Saturday, September 24, 2016

"Snowden"



 2.5 / 5 

How could this happen?  How could a filmmaker as passionate, sometimes even lunatic, as Oliver Stone have taken the tale of Edward Snowden and turned it not into a deeply paranoid thriller but instead an overlong, over-talky and moderately dull recitation of the facts?

Even the mere facts of Edward Snowden's story should make compelling cinema.  In fact, they already did in the Oscar-winning documentary Citizenfour, which is a better movie not simply for its veracity but for its straightforwardness.  Citizenfour tells us what happened, and Stone's Snowden shows us what happened, but it never gets to the heart of exactly why and what it means.
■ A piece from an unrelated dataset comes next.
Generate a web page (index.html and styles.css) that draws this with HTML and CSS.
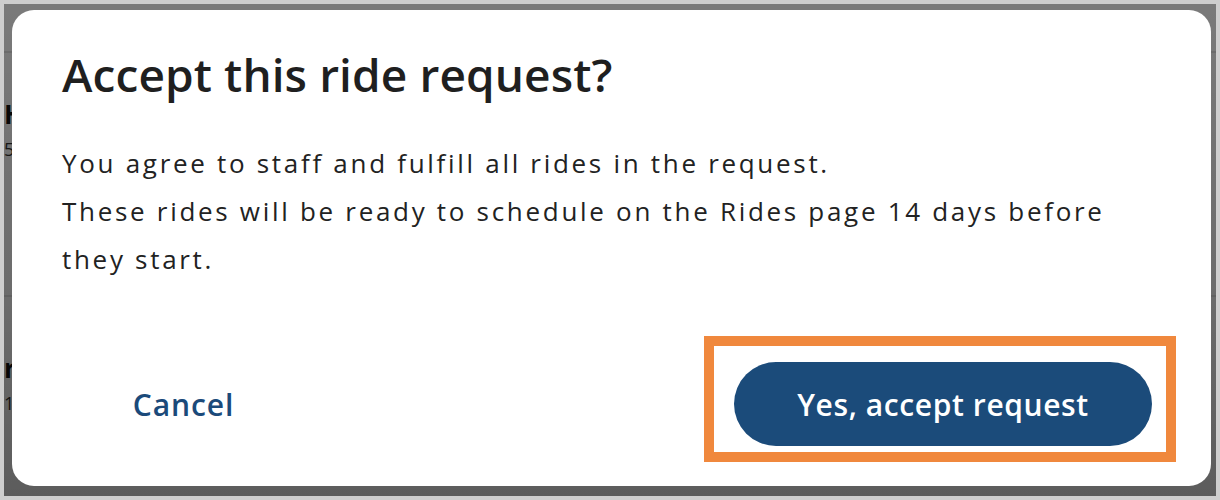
FILE: index.html
```html
<!DOCTYPE html>
<html lang="en">
<head>
<meta charset="utf-8">
<title>Accept this ride request?</title>
<link rel="stylesheet" href="styles.css">
</head>
<body>
<div class="screen">
  <div class="page">
    <div class="page-header"></div>
    <div class="page-row">
      <div class="row-title">H</div>
      <div class="row-sub">5</div>
    </div>
    <div class="page-row second">
      <div class="row-title">r</div>
      <div class="row-sub">1,</div>
    </div>
  </div>
  <div class="scrim">
    <div class="modal" role="dialog" aria-labelledby="dlg-title">
      <h1 class="modal-title" id="dlg-title">Accept this ride request?</h1>
      <div class="modal-body">
        <p>You agree to staff and fulfill all rides in the request.</p>
        <p>These rides will be ready to schedule on the Rides page 14 days before they start.</p>
      </div>
      <div class="modal-footer">
        <button class="btn-cancel" type="button">Cancel</button>
        <div class="highlight-wrap">
          <button class="btn-primary" type="button">Yes, accept request</button>
          <span class="highlight" aria-hidden="true"></span>
        </div>
      </div>
    </div>
  </div>
</div>
</body>
</html>
```

FILE: styles.css
```css
* { box-sizing: border-box; }

html, body {
  margin: 0;
  height: 500px;
}

body {
  background: #cecece;
  padding: 4px;
  font-family: "Open Sans", "Noto Sans", sans-serif;
}

.screen {
  position: relative;
  width: 1212px;
  height: 492px;
  overflow: hidden;
  background: #ffffff;
}

.page {
  display: flex;
  flex-direction: column;
}

.page-header {
  height: 49px;
  border-bottom: 2px solid #e4e4e4;
}

.page-row {
  padding-top: 46px;
  height: 244px;
  border-bottom: 2px solid #e4e4e4;
}

.page-row.second {
  padding-top: 56px;
  border-bottom: none;
}

.row-title {
  font-size: 26px;
  line-height: 30px;
  font-weight: 700;
  color: #111;
}

.row-sub {
  margin-top: 8px;
  font-size: 18px;
  color: #333;
}

.scrim {
  position: absolute;
  inset: 0;
  background: linear-gradient(180deg, rgba(0,0,0,0.52) 0%, rgba(0,0,0,0.58) 60%, rgba(0,0,0,0.64) 100%);
  display: flex;
  padding: 6px 5px 10px 8px;
}

.modal {
  flex: 1;
  background: #ffffff;
  border-radius: 22px;
  padding: 33px 59px 40px 50px;
  display: flex;
  flex-direction: column;
}

.modal-title {
  margin: 0;
  font-size: 46px;
  line-height: 62px;
  font-weight: 600;
  color: #1f1f1f;
  letter-spacing: 0.1px;
}

.modal-body {
  margin-top: 34px;
  font-size: 26px;
  line-height: 48px;
  letter-spacing: 2.7px;
  color: #222222;
}

.modal-body p {
  margin: 0;
  max-width: 1090px;
}

.modal-footer {
  margin-top: auto;
  display: flex;
  align-items: center;
  justify-content: space-between;
}

.btn-cancel {
  border: none;
  background: none;
  width: 243px;
  height: 84px;
  padding: 0;
  font-family: inherit;
  font-size: 30px;
  font-weight: 600;
  letter-spacing: 0.9px;
  color: #1b4a7a;
  cursor: pointer;
}

.highlight-wrap {
  position: relative;
}

.btn-primary {
  display: block;
  width: 418px;
  height: 84px;
  border: none;
  border-radius: 42px;
  background: #1b4b7a;
  color: #ffffff;
  font-family: inherit;
  font-size: 30px;
  font-weight: 600;
  letter-spacing: 0.6px;
  cursor: pointer;
}

.highlight {
  position: absolute;
  top: -26px;
  left: -30px;
  right: -24px;
  bottom: -16px;
  border: 10px solid #f0883d;
  pointer-events: none;
}
```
In part, that's because Stone is not offering up any whacked-out conspiracy theories like he did in JFK or being as deliriously passionate as he was in Platoon, he barely even seems worked up about the revelations Snowden made about government surveillance of American citizens.

Strangely, we're not even all that worked up about it; after the initial flurry of coverage, outrage has given way to -- what? -- resignation?  Simple apathy?  Snowden should be full of righteous fury, but there's none.  It should be fueled by tinfoil-hat-wearing paranoia, but there's virtually none of that.  At one point, Snowden, having made up his mind to blow the whistle on the government, tells his girlfriend that her phone and maybe their house is bugged.  The most enthusiasm he can muster is to take her on to the patio.

Remember those great 1970s films in which the guy who thinks the government is going to kill us all suddenly realizes that everyone around him is suspicious?  As a society, we became so deeply fearful of the government, of everything we once believed was safe and secure, that the fear infused our popular culture.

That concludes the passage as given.